- RECORD EXTRACTS
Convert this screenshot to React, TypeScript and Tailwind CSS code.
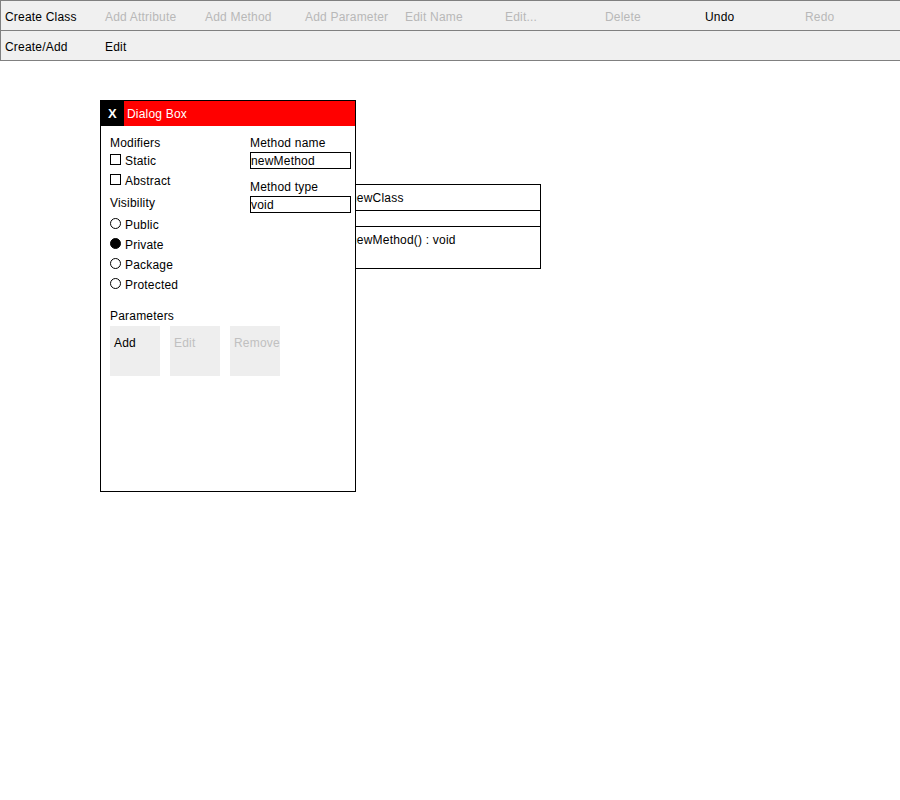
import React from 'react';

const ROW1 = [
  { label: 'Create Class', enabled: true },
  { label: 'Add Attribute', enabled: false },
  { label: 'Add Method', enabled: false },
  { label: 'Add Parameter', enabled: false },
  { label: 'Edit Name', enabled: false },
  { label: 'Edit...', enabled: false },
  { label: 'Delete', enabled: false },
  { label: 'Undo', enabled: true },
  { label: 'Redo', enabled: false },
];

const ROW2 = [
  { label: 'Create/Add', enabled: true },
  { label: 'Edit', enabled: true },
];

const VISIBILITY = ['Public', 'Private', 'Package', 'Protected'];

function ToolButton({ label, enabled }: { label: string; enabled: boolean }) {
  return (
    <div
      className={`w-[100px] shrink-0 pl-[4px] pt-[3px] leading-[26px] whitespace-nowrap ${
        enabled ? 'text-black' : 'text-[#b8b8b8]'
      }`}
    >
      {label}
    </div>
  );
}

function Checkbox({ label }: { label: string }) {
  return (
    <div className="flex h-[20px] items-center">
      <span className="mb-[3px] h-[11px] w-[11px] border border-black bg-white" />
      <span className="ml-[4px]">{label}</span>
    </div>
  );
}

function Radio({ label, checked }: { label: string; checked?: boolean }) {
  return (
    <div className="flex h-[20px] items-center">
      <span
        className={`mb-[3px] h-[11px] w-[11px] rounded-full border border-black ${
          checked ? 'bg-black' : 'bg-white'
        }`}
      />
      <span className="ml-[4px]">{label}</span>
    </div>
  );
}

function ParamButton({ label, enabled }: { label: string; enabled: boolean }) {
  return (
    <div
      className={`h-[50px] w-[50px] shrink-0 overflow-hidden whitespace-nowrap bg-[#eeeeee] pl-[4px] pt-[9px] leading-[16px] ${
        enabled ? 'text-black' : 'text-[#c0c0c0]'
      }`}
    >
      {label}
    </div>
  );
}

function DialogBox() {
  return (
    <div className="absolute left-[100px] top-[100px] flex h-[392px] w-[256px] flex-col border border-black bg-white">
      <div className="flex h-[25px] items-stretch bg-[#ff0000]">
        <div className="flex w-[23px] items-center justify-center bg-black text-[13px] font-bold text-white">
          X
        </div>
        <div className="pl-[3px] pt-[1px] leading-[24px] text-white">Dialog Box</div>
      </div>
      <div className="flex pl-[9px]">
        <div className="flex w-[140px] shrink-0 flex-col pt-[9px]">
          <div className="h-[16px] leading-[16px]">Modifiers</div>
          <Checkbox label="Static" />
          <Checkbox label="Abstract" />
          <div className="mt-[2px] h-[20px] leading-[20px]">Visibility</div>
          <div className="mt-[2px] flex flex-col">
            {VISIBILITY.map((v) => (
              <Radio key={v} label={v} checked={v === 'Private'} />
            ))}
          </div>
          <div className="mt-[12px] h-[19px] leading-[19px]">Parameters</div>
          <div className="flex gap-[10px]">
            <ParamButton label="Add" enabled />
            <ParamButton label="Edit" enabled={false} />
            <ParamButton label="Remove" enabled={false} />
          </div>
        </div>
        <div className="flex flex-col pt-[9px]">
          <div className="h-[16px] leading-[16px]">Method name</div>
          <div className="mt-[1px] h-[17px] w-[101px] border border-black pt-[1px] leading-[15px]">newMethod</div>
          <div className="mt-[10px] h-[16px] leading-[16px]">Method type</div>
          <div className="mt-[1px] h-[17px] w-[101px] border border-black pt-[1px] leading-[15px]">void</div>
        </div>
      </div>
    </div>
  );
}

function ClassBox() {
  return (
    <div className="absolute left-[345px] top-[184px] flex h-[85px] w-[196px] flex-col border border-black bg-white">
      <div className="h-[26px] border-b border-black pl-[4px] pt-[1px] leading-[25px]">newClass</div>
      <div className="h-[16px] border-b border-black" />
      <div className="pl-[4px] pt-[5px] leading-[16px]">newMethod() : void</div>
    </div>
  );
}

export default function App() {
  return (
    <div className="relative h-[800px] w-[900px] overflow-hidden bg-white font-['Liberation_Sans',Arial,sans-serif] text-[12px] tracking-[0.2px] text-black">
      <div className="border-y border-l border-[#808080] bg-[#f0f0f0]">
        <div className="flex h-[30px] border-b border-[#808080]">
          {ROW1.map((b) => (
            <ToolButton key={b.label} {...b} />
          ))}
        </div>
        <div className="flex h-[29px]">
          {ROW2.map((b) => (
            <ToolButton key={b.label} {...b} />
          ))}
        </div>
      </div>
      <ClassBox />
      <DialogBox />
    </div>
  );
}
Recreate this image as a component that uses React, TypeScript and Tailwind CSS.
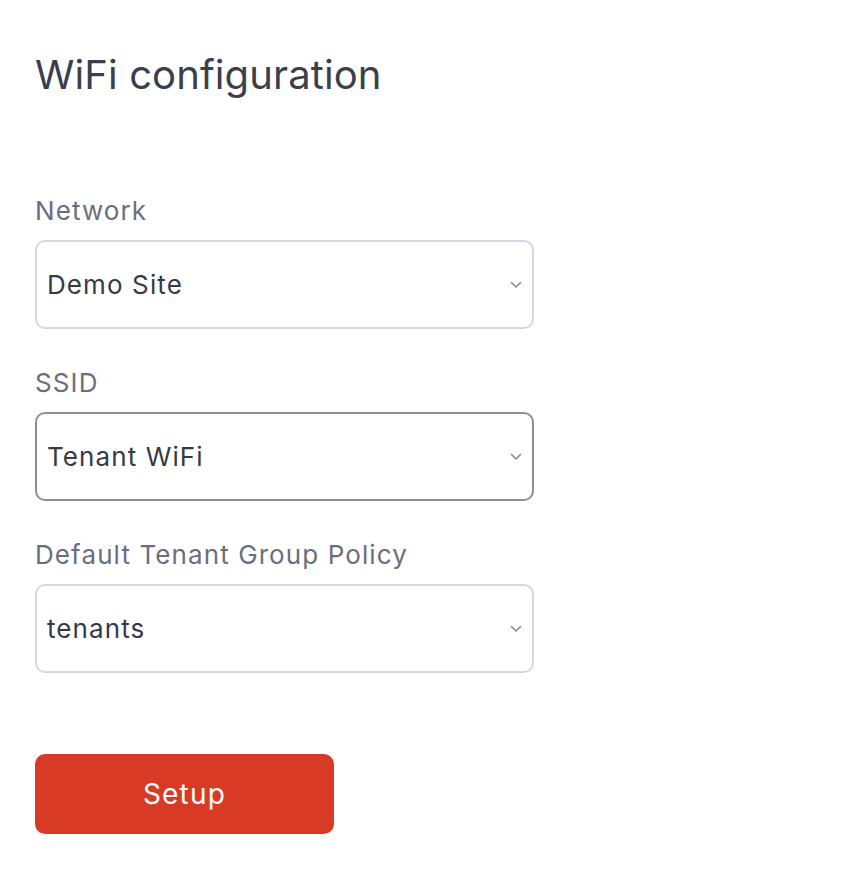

- PROBLEM REQUIREMENTS
Take the records above and transcribe them exactly, dropping every picture.

- FINAL RESULT
Convert this screenshot to React, TypeScript and Tailwind CSS code.
import React from 'react';

const ROW1 = [
  { label: 'Create Class', enabled: true },
  { label: 'Add Attribute', enabled: false },
  { label: 'Add Method', enabled: false },
  { label: 'Add Parameter', enabled: false },
  { label: 'Edit Name', enabled: false },
  { label: 'Edit...', enabled: false },
  { label: 'Delete', enabled: false },
  { label: 'Undo', enabled: true },
  { label: 'Redo', enabled: false },
];

const ROW2 = [
  { label: 'Create/Add', enabled: true },
  { label: 'Edit', enabled: true },
];

const VISIBILITY = ['Public', 'Private', 'Package', 'Protected'];

function ToolButton({ label, enabled }: { label: string; enabled: boolean }) {
  return (
    <div
      className={`w-[100px] shrink-0 pl-[4px] pt-[3px] leading-[26px] whitespace-nowrap ${
        enabled ? 'text-black' : 'text-[#b8b8b8]'
      }`}
    >
      {label}
    </div>
  );
}

function Checkbox({ label }: { label: string }) {
  return (
    <div className="flex h-[20px] items-center">
      <span className="mb-[3px] h-[11px] w-[11px] border border-black bg-white" />
      <span className="ml-[4px]">{label}</span>
    </div>
  );
}

function Radio({ label, checked }: { label: string; checked?: boolean }) {
  return (
    <div className="flex h-[20px] items-center">
      <span
        className={`mb-[3px] h-[11px] w-[11px] rounded-full border border-black ${
          checked ? 'bg-black' : 'bg-white'
        }`}
      />
      <span className="ml-[4px]">{label}</span>
    </div>
  );
}

function ParamButton({ label, enabled }: { label: string; enabled: boolean }) {
  return (
    <div
      className={`h-[50px] w-[50px] shrink-0 overflow-hidden whitespace-nowrap bg-[#eeeeee] pl-[4px] pt-[9px] leading-[16px] ${
        enabled ? 'text-black' : 'text-[#c0c0c0]'
      }`}
    >
      {label}
    </div>
  );
}

function DialogBox() {
  return (
    <div className="absolute left-[100px] top-[100px] flex h-[392px] w-[256px] flex-col border border-black bg-white">
      <div className="flex h-[25px] items-stretch bg-[#ff0000]">
        <div className="flex w-[23px] items-center justify-center bg-black text-[13px] font-bold text-white">
          X
        </div>
        <div className="pl-[3px] pt-[1px] leading-[24px] text-white">Dialog Box</div>
      </div>
      <div className="flex pl-[9px]">
        <div className="flex w-[140px] shrink-0 flex-col pt-[9px]">
          <div className="h-[16px] leading-[16px]">Modifiers</div>
          <Checkbox label="Static" />
          <Checkbox label="Abstract" />
          <div className="mt-[2px] h-[20px] leading-[20px]">Visibility</div>
          <div className="mt-[2px] flex flex-col">
            {VISIBILITY.map((v) => (
              <Radio key={v} label={v} checked={v === 'Private'} />
            ))}
          </div>
          <div className="mt-[12px] h-[19px] leading-[19px]">Parameters</div>
          <div className="flex gap-[10px]">
            <ParamButton label="Add" enabled />
            <ParamButton label="Edit" enabled={false} />
            <ParamButton label="Remove" enabled={false} />
          </div>
        </div>
        <div className="flex flex-col pt-[9px]">
          <div className="h-[16px] leading-[16px]">Method name</div>
          <div className="mt-[1px] h-[17px] w-[101px] border border-black pt-[1px] leading-[15px]">newMethod</div>
          <div className="mt-[10px] h-[16px] leading-[16px]">Method type</div>
          <div className="mt-[1px] h-[17px] w-[101px] border border-black pt-[1px] leading-[15px]">void</div>
        </div>
      </div>
    </div>
  );
}

function ClassBox() {
  return (
    <div className="absolute left-[345px] top-[184px] flex h-[85px] w-[196px] flex-col border border-black bg-white">
      <div className="h-[26px] border-b border-black pl-[4px] pt-[1px] leading-[25px]">newClass</div>
      <div className="h-[16px] border-b border-black" />
      <div className="pl-[4px] pt-[5px] leading-[16px]">newMethod() : void</div>
    </div>
  );
}

export default function App() {
  return (
    <div className="relative h-[800px] w-[900px] overflow-hidden bg-white font-['Liberation_Sans',Arial,sans-serif] text-[12px] tracking-[0.2px] text-black">
      <div className="border-y border-l border-[#808080] bg-[#f0f0f0]">
        <div className="flex h-[30px] border-b border-[#808080]">
          {ROW1.map((b) => (
            <ToolButton key={b.label} {...b} />
          ))}
        </div>
        <div className="flex h-[29px]">
          {ROW2.map((b) => (
            <ToolButton key={b.label} {...b} />
          ))}
        </div>
      </div>
      <ClassBox />
      <DialogBox />
    </div>
  );
}
Recreate this image as a component that uses React, TypeScript and Tailwind CSS.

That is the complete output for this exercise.